Le site de l’abbaye propose plusieurs articles relatant en détails les différents épisodes :
En face de la boutique de l’abbaye, un petit chemin s’enfonce dans les bois et vous mène à la chapelle de la Passion.
On vénère ici une croix très ancienne sauvée de la destruction au moment de la Révolution Française. Cette croix a le pouvoir de délivrer ou de préserver de la fièvre si on y accroche des pièces de tissu.
Une première chapelle est construite dès 1819 pour accueillir les pèlerins. Face à la ferveur populaire et sous l’impulsion de l’abbé Dom Dominique Lacaes, une nouvelle chapelle est bâtie en 1857 avant d’être agrandie par Dom Jérôme Parent qui fit creuser le sépulcre derrière la chapelle dans laquelle on installe la croix. Désormais, les mouchoirs sont accrochés aux grilles afin d’aider les malades pour « lier » le mal. Ce geste symbolique a même donné naissance à une expression flamande : «het zeer afbinnen», qui veut dire «attacher le mal».
Enfin, reprenez la route vers votre dernière étape : l’église Saint-Pierre-et-Saint-Paul de Méteren.
Son haut clocher, tel un phare au cœur des Flandres, vous guidera jusqu’à destination.
À la fin de la guerre la ville de Méteren est dans un tel état qu’on dit qu’on ne distingue même plus le tracé des routes. Le plan de la ville est confié à l’architecte Louis-Marie Cordonnier qui respecte l’ancien cadastre mais regroupe les bâtiments d’utilité publique autour d’une place.

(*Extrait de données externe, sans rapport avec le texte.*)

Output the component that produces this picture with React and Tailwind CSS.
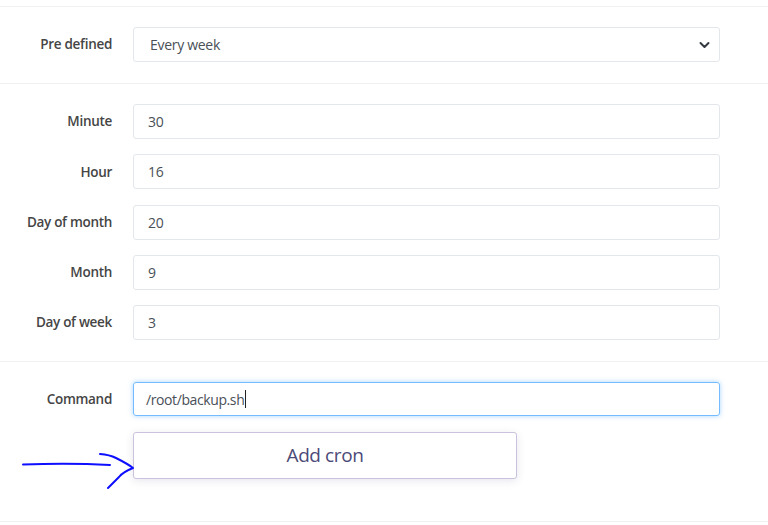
import React from "react";

const fields = [
    { label: "Minute", value: "30" },
    { label: "Hour", value: "16" },
    { label: "Day of month", value: "20" },
    { label: "Month", value: "9" },
    { label: "Day of week", value: "3" },
];

function Row({ label, children, className = "" }) {
    return (
        <div className={"grid grid-cols-[112px_587px] items-center gap-x-[21px] " + className}>
            <span className="text-right text-[13.5px] font-semibold tracking-[-0.3px] text-[#454545]">{label}</span>
            {children}
        </div>
    );
}

export default function App() {
    return (
        <div className="h-[525px] w-[768px] overflow-hidden bg-white font-['Open_Sans',sans-serif]">
            <div className="h-[6px]" />
            <section className="border-t border-[#eef0f2] pt-5 pb-[21px]">
                <Row label="Pre defined">
                    <div className="flex h-[35px] items-center justify-between rounded-[3px] border border-[#e3e7ec] pr-[9px] pl-4 text-[14px] tracking-[-0.3px] text-[#495057]">
                        <span>Every week</span>
                        <svg width="11" height="8" viewBox="0 0 11 8" fill="none">
                            <path d="M1.5 2l4 4 4-4" stroke="#343a40" strokeWidth="2" strokeLinecap="round" strokeLinejoin="round" />
                        </svg>
                    </div>
                </Row>
            </section>
            <section className="flex flex-col gap-[15.25px] border-t border-[#eef0f2] pt-5 pb-[21px]">
                {fields.map((f) => (
                    <Row key={f.label} label={f.label}>
                        <input
                            readOnly
                            value={f.value}
                            className="h-[35px] rounded-[3px] border border-[#e3e7ec] px-[14px] text-[14px] tracking-[-0.3px] text-[#495057] outline-none"
                        />
                    </Row>
                ))}
            </section>
            <section className="flex flex-col gap-4 border-t border-b border-[#eef0f2] pt-5 pb-[42px]">
                <Row label="Command">
                    <div className="flex h-[34px] items-center rounded-[3px] border border-[#74bcff] px-[12px] text-[14px] tracking-[-0.4px] text-[#495057] shadow-[0_0_5px_rgba(0,136,255,0.35)]">
                        <span>/root/backup.sh</span>
                        <span className="ml-[1px] h-[18px] w-px bg-[#222]" />
                    </div>
                </Row>
                <Row label="" className="relative">
                    <button className="h-[47px] w-[384px] rounded-[3px] border border-[#cbc3dd] bg-white text-[19px] tracking-[-0.4px] text-[#4c4a78] shadow-[0_2px_8px_rgba(60,50,110,0.12)]">
                        Add cron
                    </button>
                    <svg className="absolute top-[21px] left-[22px]" width="116" height="38" viewBox="0 0 116 38" fill="none">
                        <path d="M1 11.5C30 10.5 60 10.5 88 12" stroke="#0f0fff" strokeWidth="2" strokeLinecap="round" />
                        <path d="M78 1C84 1.5 90 3 94 5C100 8 106 11 111 15C106 17 100 20 97 24C93 28 89 32 86 35" stroke="#0f0fff" strokeWidth="2" strokeLinecap="round" strokeLinejoin="round" />
                    </svg>
                </Row>
            </section>
        </div>
    );
}
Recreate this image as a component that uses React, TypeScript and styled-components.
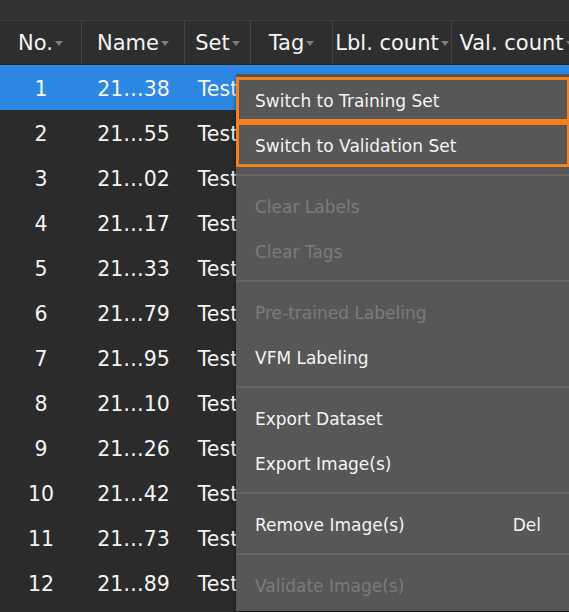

La priorité est donnée aux habitations et aux écoles. La reconstruction de l’église ne débute qu’en 1923 sous la direction des architectes Louis Quételart et André Pavlosky. Ils offrent un édifice unique, qui culmine à plus de 51 mètres de hauteur, grâce à un ensemble complet de style art déco. Le décor et le mobilier composent un ensemble cohérent non altéré par le temps.